Total Time: 1 hr 30 mins Preparation Time: 30 mins Cook Time: 1 hr

Ingredients

  • Servings: 4
  • 3 lbs veal shanks, 4 pieces
  • 1/4 cup flour
  • salt
  • 1/2 teaspoon black pepper
  • 1/2 teaspoon paprika
  • 1 teaspoon cumin
  • 1 teaspoon oregano
  • olive oil
  • 1 red bell pepper, chopped
  • 1 1/2 onions, chopped
  • 8 garlic cloves, minced divided in 1/2
  • 1 roasted poblano chile, seeded and chopped
  • 28 ounces crushed tomatoes
  • 1 -2 chipotle chile in adobo, seeds removed and minced
  • 1 tablespoon adobo sauce
  • 1/2 cup fresh parsley, chopped divided in 1/2 or
  • 1/2 cup cilantro, chopped divided in 1/2
  • 1 lime, zested & divided in 1/2

Recipe

  • 1 preheat oven to 325 degrees.
  • 2 mix together the flour, salt, pepper, paprika, cumin, oregano.
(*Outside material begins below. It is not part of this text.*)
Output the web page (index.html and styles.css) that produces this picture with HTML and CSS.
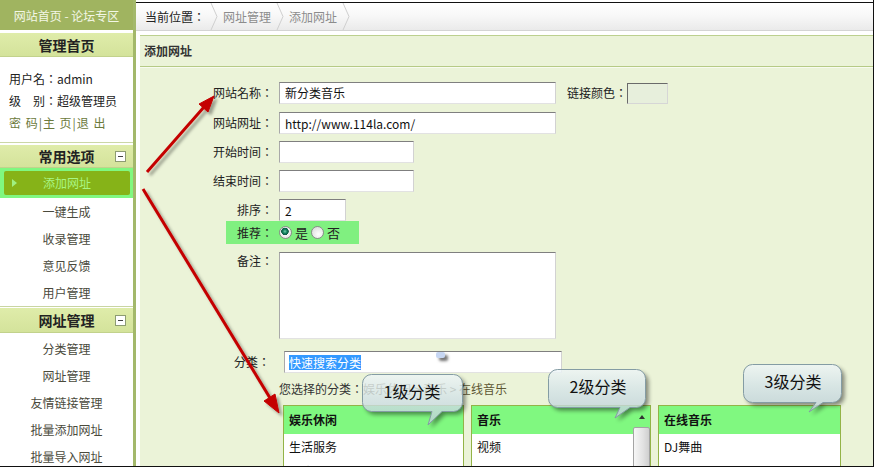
FILE: index.html
```html
<!DOCTYPE html>
<html lang="zh-CN">

<head>
    <meta charset="UTF-8">
    <title>添加网址 - 管理后台</title>
    <link rel="stylesheet" href="styles.css">
</head>

<body>
    <div class="frame">
        <aside class="side">
            <div class="side-title">网站首页 - 论坛专区</div>
            <div class="side-head first"><span class="head-text">管理首页</span></div>
            <div class="side-user">
                <p lang="ja">用户名：admin</p>
                <p lang="ja">级　别：超级管理员</p>
                <p class="links">密 码|主 页|退 出</p>
            </div>
            <div class="side-head"><span class="head-text">常用选项</span><span class="fold"></span></div>
            <ul class="side-menu">
                <li class="on"><span>添加网址</span></li>
                <li>一键生成</li>
                <li>收录管理</li>
                <li>意见反馈</li>
                <li>用户管理</li>
            </ul>
            <div class="side-head second"><span class="head-text">网址管理</span><span class="fold"></span></div>
            <ul class="side-menu menu-2">
                <li>分类管理</li>
                <li>网址管理</li>
                <li>友情链接管理</li>
                <li>批量添加网址</li>
                <li>批量导入网址</li>
            </ul>
        </aside>

        <main class="main">
            <div class="crumb">
                <span class="crumb-here" lang="ja">当前位置：</span>
                <svg class="chev" width="8" height="27" viewBox="0 0 8 27"><polyline points="1,0 7,13.5 1,27" fill="none" stroke="#cfcfcf" /></svg>
                <span>网址管理</span>
                <svg class="chev" width="8" height="27" viewBox="0 0 8 27"><polyline points="1,0 7,13.5 1,27" fill="none" stroke="#cfcfcf" /></svg>
                <span>添加网址</span>
                <svg class="chev" width="8" height="27" viewBox="0 0 8 27"><polyline points="1,0 7,13.5 1,27" fill="none" stroke="#cfcfcf" /></svg>
            </div>

            <div class="panel">
                <div class="panel-title">添加网址</div>
                <form class="form">
                    <div class="row r1">
                        <label class="lab" lang="ja">网站名称：</label>
                        <input class="txt wide" type="text" value="新分类音乐">
                        <label class="lab-color" lang="ja">链接颜色：</label>
                        <input class="txt color" type="text" value="">
                    </div>
                    <div class="row r2">
                        <label class="lab" lang="ja">网站网址：</label>
                        <input class="txt wide" type="text" value="http://www.114la.com/">
                    </div>
                    <div class="row r3">
                        <label class="lab" lang="ja">开始时间：</label>
                        <input class="txt mid" type="text" value="">
                    </div>
                    <div class="row r4">
                        <label class="lab" lang="ja">结束时间：</label>
                        <input class="txt mid" type="text" value="">
                    </div>
                    <div class="row r5">
                        <label class="lab" lang="ja">排序：</label>
                        <input class="txt short" type="text" value="2">
                    </div>
                    <div class="row r6">
                        <div class="hl">
                            <label class="lab lab-hl" lang="ja">推荐：</label>
                            <span class="radio checked"></span><span class="opt">是</span>
                            <span class="radio"></span><span class="opt">否</span>
                        </div>
                    </div>
                    <div class="row r7">
                        <label class="lab lab-top" lang="ja">备注：</label>
                        <textarea class="memo"></textarea>
                    </div>
                    <div class="row r8">
                        <label class="lab lab-cat" lang="ja">分类：</label>
                        <div class="txt search"><span class="sel">快速搜索分类</span></div>
                    </div>
                    <div class="row r9">
                        <span class="picked" lang="ja">您选择的分类：</span><span class="path">娱乐休闲 &gt; 音乐 &gt; 在线音乐</span>
                    </div>
                    <div class="row r10">
                        <div class="box b1">
                            <div class="box-head">娱乐休闲</div>
                            <div class="box-item">生活服务</div>
                            <div class="box-item">网络游戏</div>
                        </div>
                        <div class="box b2">
                            <div class="box-head">音乐</div>
                            <div class="box-item">视频</div>
                            <div class="box-item">游戏</div>
                            <div class="scroll"><span class="up"></span><span class="thumb"></span></div>
                        </div>
                        <div class="box b3">
                            <div class="box-head">在线音乐</div>
                            <div class="box-item">DJ舞曲</div>
                            <div class="box-item">音乐电台</div>
                        </div>
                    </div>
                </form>
            </div>
        </main>

        <!-- annotation layer: arrows, bubbles -->
        <svg class="arrows" width="881" height="469" viewBox="0 0 881 469">
            <defs>
                <filter id="ashadow" x="-20%" y="-20%" width="140%" height="140%">
                    <feDropShadow dx="3" dy="3" stdDeviation="1.6" flood-color="#000" flood-opacity="0.35" />
                </filter>
                <linearGradient id="bfill" x1="0" y1="0" x2="0" y2="1">
                    <stop offset="0" stop-color="#eef5f7" />
                    <stop offset="0.45" stop-color="#d3e2e7" />
                    <stop offset="1" stop-color="#bacdd5" />
                </linearGradient>
                <filter id="bblur" x="-20%" y="-20%" width="140%" height="160%">
                    <feGaussianBlur stdDeviation="2" />
                </filter>
            </defs>
            <g filter="url(#ashadow)" fill="#c40000" stroke="#c40000">
                <line x1="147" y1="172" x2="204" y2="107" stroke-width="3" />
                <polygon points="214,96 208,112 199,104" stroke-width="1" />
                <line x1="143" y1="189" x2="270" y2="398" stroke-width="3" />
                <polygon points="279,413 275,394 264,401" stroke-width="1" />
            </g>
        </svg>

        <span class="cursor"></span>

        <div class="bubble bub1">
            <svg width="110" height="60" viewBox="0 0 110 60">
                <defs>
                    <path id="p1" d="M9.5,0.5 H91.5 A9 9 0 0 1 100.5,9.5 V28.5 A9 9 0 0 1 91.5,37.5 H80 L66,51 L70,37.5 H9.5 A9 9 0 0 1 0.5,28.5 V9.5 A9 9 0 0 1 9.5,0.5 Z" />
                    <mask id="m1"><rect width="110" height="60" fill="#fff" /><use href="#p1" fill="#000" /></mask>
                </defs>
                <g mask="url(#m1)"><use href="#p1" fill="#000" opacity="0.45" filter="url(#bblur)" transform="translate(3,3)" /></g>
                <use href="#p1" fill="url(#bfill)" fill-opacity="0.8" stroke="#849ca4" />
            </svg>
            <span class="bubble-text">1级分类</span>
        </div>
        <div class="bubble bub2">
            <svg width="110" height="60" viewBox="0 0 110 60">
                <defs>
                    <path id="p2" d="M9.5,0.5 H88.5 A9 9 0 0 1 97.5,9.5 V29.5 A9 9 0 0 1 88.5,38.5 H82 L67,49 L72,38.5 H9.5 A9 9 0 0 1 0.5,29.5 V9.5 A9 9 0 0 1 9.5,0.5 Z" />
                    <mask id="m2"><rect width="110" height="60" fill="#fff" /><use href="#p2" fill="#000" /></mask>
                </defs>
                <g mask="url(#m2)"><use href="#p2" fill="#000" opacity="0.45" filter="url(#bblur)" transform="translate(3,3)" /></g>
                <use href="#p2" fill="url(#bfill)" fill-opacity="0.8" stroke="#849ca4" />
            </svg>
            <span class="bubble-text">2级分类</span>
        </div>
        <div class="bubble bub3">
            <svg width="110" height="60" viewBox="0 0 110 60">
                <defs>
                    <path id="p3" d="M9.5,0.5 H89.5 A9 9 0 0 1 98.5,9.5 V29.5 A9 9 0 0 1 89.5,38.5 H80 L66,48 L73,38.5 H9.5 A9 9 0 0 1 0.5,29.5 V9.5 A9 9 0 0 1 9.5,0.5 Z" />
                    <mask id="m3"><rect width="110" height="60" fill="#fff" /><use href="#p3" fill="#000" /></mask>
                </defs>
                <g mask="url(#m3)"><use href="#p3" fill="#000" opacity="0.45" filter="url(#bblur)" transform="translate(3,3)" /></g>
                <use href="#p3" fill="url(#bfill)" fill-opacity="0.8" stroke="#849ca4" />
            </svg>
            <span class="bubble-text">3级分类</span>
        </div>
    </div>
</body>

</html>
```

FILE: styles.css
```css
* {
    box-sizing: border-box;
}

body {
    margin: 0;
    background: #fff;
    font-family: "Noto Sans CJK SC", "Liberation Sans", sans-serif;
    font-size: 12px;
    color: #222;
}

/* labels ending in a full-width colon: JP face keeps the colon centred */
.lab,
.lab-color,
.crumb-here,
.side-user p,
.picked {
    font-family: "Noto Sans CJK JP", "Noto Sans CJK SC", sans-serif;
}

.frame {
    position: relative;
    display: flex;
    width: 874px;
    height: 467px;
    border-right: 1px solid #111;
    border-bottom: 1px solid #111;
    overflow: hidden;
}

/* left menu */
.side {
    width: 136px;
    flex: none;
    border-right: 3px solid #a3b86b;
    background: #fff;
}

.side-title {
    height: 30px;
    line-height: 31px;
    background: #a0b460;
    color: #f3f7e6;
    text-align: center;
}

.side-head {
    display: grid;
    grid-template-columns: 1fr auto 1fr;
    align-items: center;
    height: 23px;
    margin-top: 2px;
    background: linear-gradient(#dfecaa, #d4e39b);
    border-bottom: 1px solid #c2d28c;
    font-size: 14px;
    font-weight: bold;
    color: #222;
}

.side-head.first {
    height: 24px;
    margin-top: 3px;
}

.side-head.second {
    height: 25px;
    margin-top: 1px;
}

.head-text {
    grid-column: 2;
    line-height: 20px;
}

.fold {
    grid-column: 3;
    justify-self: end;
    width: 11px;
    height: 11px;
    margin-right: 7px;
    background: #fff linear-gradient(#444, #444) no-repeat center / 5px 1px;
    border: 1px solid #8d9c72;
}

.side-user {
    height: 86px;
    padding: 11px 0 0 9px;
    border-bottom: 1px solid #cbd7a6;
}

.side-user p {
    margin: 0;
    line-height: 22px;
    color: #222;
}

.side-user .links {
    color: #6c7a3c;
    letter-spacing: 1px;
}

.side-menu {
    list-style: none;
    margin: 0;
    padding: 0;
    border-bottom: 1px solid #c9d5a2;
}

.side-menu li {
    height: 27px;
    line-height: 27px;
    text-align: center;
    color: #4a4a3c;
}

.side-menu li.on {
    height: 30px;
    padding: 3px 3px 3px 4px;
    background: #80f880;
}

.side-menu li.on span {
    position: relative;
    display: block;
    height: 24px;
    line-height: 24px;
    border-radius: 2px;
    background: #86b318;
    color: #a8f684;
}

.side-menu li.on span::before {
    content: "";
    position: absolute;
    left: 8px;
    top: 8px;
    border-left: 5px solid #a0f080;
    border-top: 4px solid transparent;
    border-bottom: 4px solid transparent;
}

.menu-2 {
    padding-top: 2px;
    border-bottom: 0;
}

/* right side */
.main {
    flex: 1;
    margin-top: 2px;
    border-top: 1px solid #111;
    display: flex;
    flex-direction: column;
}

.crumb {
    display: flex;
    align-items: center;
    height: 28px;
    padding-left: 9px;
    border-bottom: 1px solid #d4d4d4;
    background: linear-gradient(#fff, #f7f7f7 50%, #eaeaea);
    color: #8c8c8c;
}

.crumb-here {
    color: #222;
}

.chev {
    margin: 0 5px;
}

.panel {
    flex: 1;
    margin: 4px 0 0 4px;
    background: #ebf3d8;
    border-top: 1px solid #bcd08e;
}

.panel-title {
    height: 31px;
    line-height: 30px;
    padding-left: 4px;
    border-bottom: 1px solid #b6ca86;
    box-shadow: 0 1px 0 #f7fbef;
    font-weight: bold;
    color: #333;
}

.form {
    padding-top: 14px;
    margin: 0;
}

.row {
    display: flex;
    align-items: center;
}

.lab {
    width: 133px;
    flex: none;
    text-align: right;
    line-height: 22px;
    color: #222;
}

.txt {
    height: 22px;
    margin: 0 0 0 6px;
    padding: 0 5px;
    border: 1px solid;
    border-color: #7f7f7f #d2d2d2 #e2e2e2 #a9a9a9;
    background: #fff;
    font-family: "Noto Sans CJK SC", "Liberation Sans", sans-serif;
    font-size: 12px;
    color: #111;
    outline: none;
}

.wide {
    width: 277px;
}

.mid {
    width: 135px;
}

.short {
    width: 67px;
}

.lab-color {
    margin-left: 11px;
    line-height: 22px;
}

.txt.color {
    width: 41px;
    height: 21px;
    margin: 2px 0 0 0;
    align-self: flex-start;
    background: #e7efdc;
    border-color: #6a6a6a #d6d6d6 #d6d6d6 #6a6a6a;
}

.r1 {
    margin-bottom: 8px;
}

.r2,
.r3,
.r4 {
    margin-bottom: 7px;
}

.r6 {
    margin-bottom: 8px;
}

.hl {
    display: flex;
    align-items: center;
    height: 23px;
    margin-left: 86px;
    padding-right: 19px;
    background: #80f080;
}

.lab-hl {
    width: 47px;
}

.radio {
    width: 13px;
    height: 13px;
    margin-left: 6px;
    border: 1px solid #8a8a8a;
    border-radius: 50%;
    background: radial-gradient(circle at 60% 65%, #fff, #d6d6d6);
}

.radio.checked {
    background: radial-gradient(circle at 45% 40%, #6fd0a8 0, #138060 2px, #0e5a44 3.5px, #f4f4f4 4px, #d8d8d8 100%);
}

.opt {
    margin-left: 3px;
    font-size: 13px;
    line-height: 22px;
}

.radio + .opt + .radio {
    margin-left: 3px;
}

.r7 {
    align-items: flex-start;
    margin-bottom: 12px;
}

.lab-top {
    line-height: 18px;
}

.memo {
    width: 277px;
    height: 87px;
    margin-left: 6px;
    border: 1px solid;
    border-color: #7f7f7f #d2d2d2 #e2e2e2 #a9a9a9;
    resize: none;
    outline: none;
}

.r8 {
    margin-bottom: 6px;
}

.lab-cat {
    width: 130px;
}

.txt.search {
    width: 278px;
    margin-left: 14px;
    padding-left: 4px;
    display: flex;
    align-items: center;
}

.sel {
    height: 15px;
    line-height: 15px;
    background: #3399ff;
    color: #fff;
}

.r9 {
    height: 20px;
    margin: 0 0 6px 139px;
    line-height: 20px;
    color: #333;
}

.path {
    color: #5c5632;
}

.r10 {
    align-items: flex-start;
    gap: 7px;
    margin-left: 143px;
}

.box {
    position: relative;
    height: 110px;
    border: 1px solid #93b347;
    background: #fff;
}

.b1 {
    width: 181px;
}

.b2 {
    width: 180px;
}

.b3 {
    width: 183px;
}

.box-head {
    height: 28px;
    line-height: 28px;
    padding-left: 5px;
    background: #80f880;
    font-weight: bold;
    color: #111;
}

.box-item {
    height: 25px;
    line-height: 25px;
    padding-left: 5px;
    color: #111;
}

/* listbox scrollbar, sits over the options */
.scroll {
    position: absolute;
    top: 0;
    right: 0;
    bottom: 0;
    width: 17px;
    display: flex;
    flex-direction: column;
    align-items: center;
}

.up {
    margin-top: 9px;
    border-bottom: 4px solid #333;
    border-left: 3px solid transparent;
    border-right: 3px solid transparent;
}

.thumb {
    width: 17px;
    flex: 1;
    margin-top: 8px;
    border: 1px solid #a4a4a4;
    border-radius: 2px;
    background: linear-gradient(to right, #f6f6f6, #e2e2e2 60%, #cfcfcf);
}

/* annotations */
.arrows {
    position: absolute;
    left: 0;
    top: 0;
    pointer-events: none;
}

.cursor {
    position: absolute;
    left: 436px;
    top: 352px;
    width: 9px;
    height: 6px;
    border-radius: 2px;
    background: #c6d6f2;
    box-shadow: 3px 3px 3px rgba(0, 0, 0, 0.55);
}

.bubble {
    position: absolute;
}

.bubble svg {
    display: block;
}

.bubble-text {
    position: absolute;
    left: 0;
    top: 0;
    width: 100px;
    height: 34px;
    line-height: 34px;
    text-align: center;
    font-size: 16px;
    color: #111;
}

.bub1 {
    left: 362px;
    top: 374px;
}

.bub2 {
    left: 548px;
    top: 369px;
}

.bub3 {
    left: 743px;
    top: 364px;
}
```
  • 3 dust all sides of veal shanks.
  • 4 whisk one cup water to remaing seasoned flour, set aside.
  • 5 in a hot large oven proof pan (a good choice le creuset) heat oil, just enough to cover bottom of pan.
  • 6 brown shank for 4-5 minutes each side over medium high heat.
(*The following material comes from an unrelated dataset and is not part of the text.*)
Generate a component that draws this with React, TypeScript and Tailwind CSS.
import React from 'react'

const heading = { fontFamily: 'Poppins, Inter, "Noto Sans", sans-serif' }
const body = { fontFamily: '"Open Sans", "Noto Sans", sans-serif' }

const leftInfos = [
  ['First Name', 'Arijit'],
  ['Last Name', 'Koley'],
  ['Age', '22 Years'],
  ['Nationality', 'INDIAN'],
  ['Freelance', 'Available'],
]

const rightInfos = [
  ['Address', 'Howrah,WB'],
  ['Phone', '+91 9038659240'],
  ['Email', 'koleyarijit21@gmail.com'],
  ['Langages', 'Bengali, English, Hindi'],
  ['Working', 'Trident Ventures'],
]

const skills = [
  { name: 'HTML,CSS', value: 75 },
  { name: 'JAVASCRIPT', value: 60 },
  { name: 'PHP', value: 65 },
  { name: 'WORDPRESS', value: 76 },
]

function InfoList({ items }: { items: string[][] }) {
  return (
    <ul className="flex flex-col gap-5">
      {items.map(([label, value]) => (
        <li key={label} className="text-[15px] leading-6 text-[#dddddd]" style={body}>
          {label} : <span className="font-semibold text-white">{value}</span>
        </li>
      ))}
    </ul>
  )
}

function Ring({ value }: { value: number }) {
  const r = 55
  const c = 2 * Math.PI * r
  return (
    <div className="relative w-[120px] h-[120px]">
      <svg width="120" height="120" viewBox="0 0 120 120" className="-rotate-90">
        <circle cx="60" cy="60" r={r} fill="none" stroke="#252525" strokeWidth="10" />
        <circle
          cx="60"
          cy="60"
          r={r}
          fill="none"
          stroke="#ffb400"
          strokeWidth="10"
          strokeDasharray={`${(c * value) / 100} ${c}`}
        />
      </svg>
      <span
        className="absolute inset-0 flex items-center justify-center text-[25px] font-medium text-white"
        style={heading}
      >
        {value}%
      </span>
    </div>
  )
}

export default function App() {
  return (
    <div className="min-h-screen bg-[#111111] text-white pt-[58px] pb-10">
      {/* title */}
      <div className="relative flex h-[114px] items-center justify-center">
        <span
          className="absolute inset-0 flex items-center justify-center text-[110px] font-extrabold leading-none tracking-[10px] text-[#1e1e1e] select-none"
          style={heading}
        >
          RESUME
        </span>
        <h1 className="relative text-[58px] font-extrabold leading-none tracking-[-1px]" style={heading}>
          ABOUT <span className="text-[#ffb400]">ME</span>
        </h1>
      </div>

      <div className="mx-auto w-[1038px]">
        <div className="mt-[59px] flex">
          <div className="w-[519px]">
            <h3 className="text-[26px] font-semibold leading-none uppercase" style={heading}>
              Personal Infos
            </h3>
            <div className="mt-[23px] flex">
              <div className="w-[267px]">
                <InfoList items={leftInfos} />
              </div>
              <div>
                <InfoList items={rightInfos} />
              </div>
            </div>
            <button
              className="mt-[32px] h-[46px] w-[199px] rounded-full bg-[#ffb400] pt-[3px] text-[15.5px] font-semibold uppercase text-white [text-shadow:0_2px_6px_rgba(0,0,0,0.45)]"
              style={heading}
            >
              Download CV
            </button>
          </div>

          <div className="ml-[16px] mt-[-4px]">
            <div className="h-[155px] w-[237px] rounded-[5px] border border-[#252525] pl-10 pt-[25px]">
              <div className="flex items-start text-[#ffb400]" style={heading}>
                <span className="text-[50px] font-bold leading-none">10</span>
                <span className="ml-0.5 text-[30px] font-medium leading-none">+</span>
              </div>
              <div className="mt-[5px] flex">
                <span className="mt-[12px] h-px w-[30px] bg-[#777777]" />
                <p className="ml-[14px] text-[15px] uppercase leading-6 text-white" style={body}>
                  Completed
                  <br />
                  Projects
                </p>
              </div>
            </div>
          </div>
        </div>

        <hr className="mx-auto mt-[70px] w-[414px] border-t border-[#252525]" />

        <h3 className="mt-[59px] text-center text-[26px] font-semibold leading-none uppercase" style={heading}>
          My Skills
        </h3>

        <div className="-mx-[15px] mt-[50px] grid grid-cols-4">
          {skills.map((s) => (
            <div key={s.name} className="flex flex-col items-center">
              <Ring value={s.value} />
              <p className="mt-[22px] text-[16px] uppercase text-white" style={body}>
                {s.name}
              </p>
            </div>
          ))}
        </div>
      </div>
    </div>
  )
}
  • 7 remove and set aside.
  • 8 in same pan add oil if needed and saute bell pepper, onions for 4 minutes add poblano, chipotles, and garlic cook for 1 minute.
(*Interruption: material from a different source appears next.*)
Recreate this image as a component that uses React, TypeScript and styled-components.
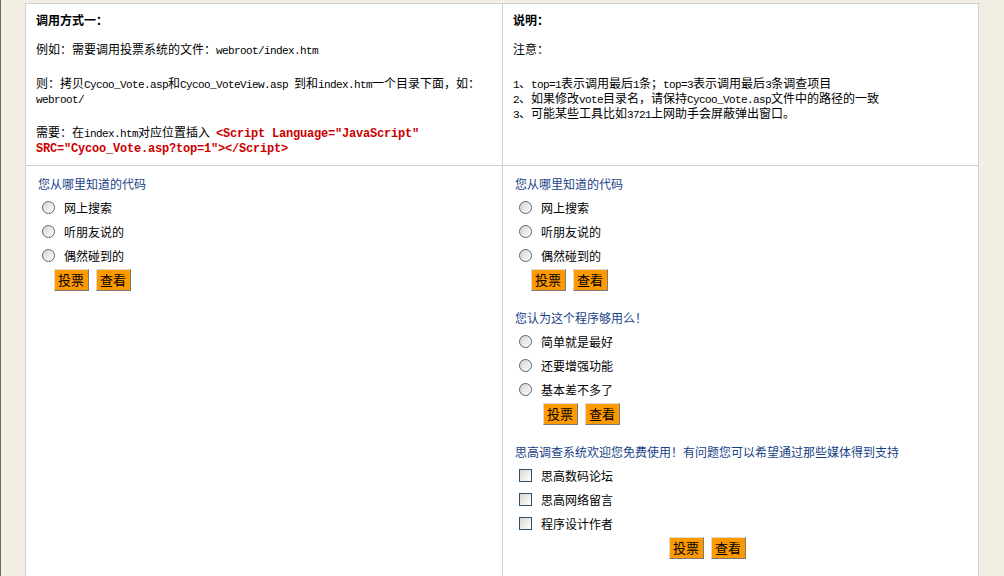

  • 9 add crushed tomatoes, chipotle sauce.
  • 10 stir in the water with the seasoned flour.
  • 11 add 1/4 cup parsley.
  • 12 place shanks in pan top each with a wedge of lime and some sauce to coat. saving half the lime for the gremolata.
  • 13 liquid should come up to the edge of the shanks. if not add addition water, wine or broth.
  • 14 cover and place in oven cooking for 2 hours.
  • 15 gremolata:.
  • 16 mix lime zest, remaining lime juice, garlic, and 1/4 cup parsley/cilantro.
  • 17 plate over polenta, or sweet corn risotto to soak up juices and to help calm the yummy heat.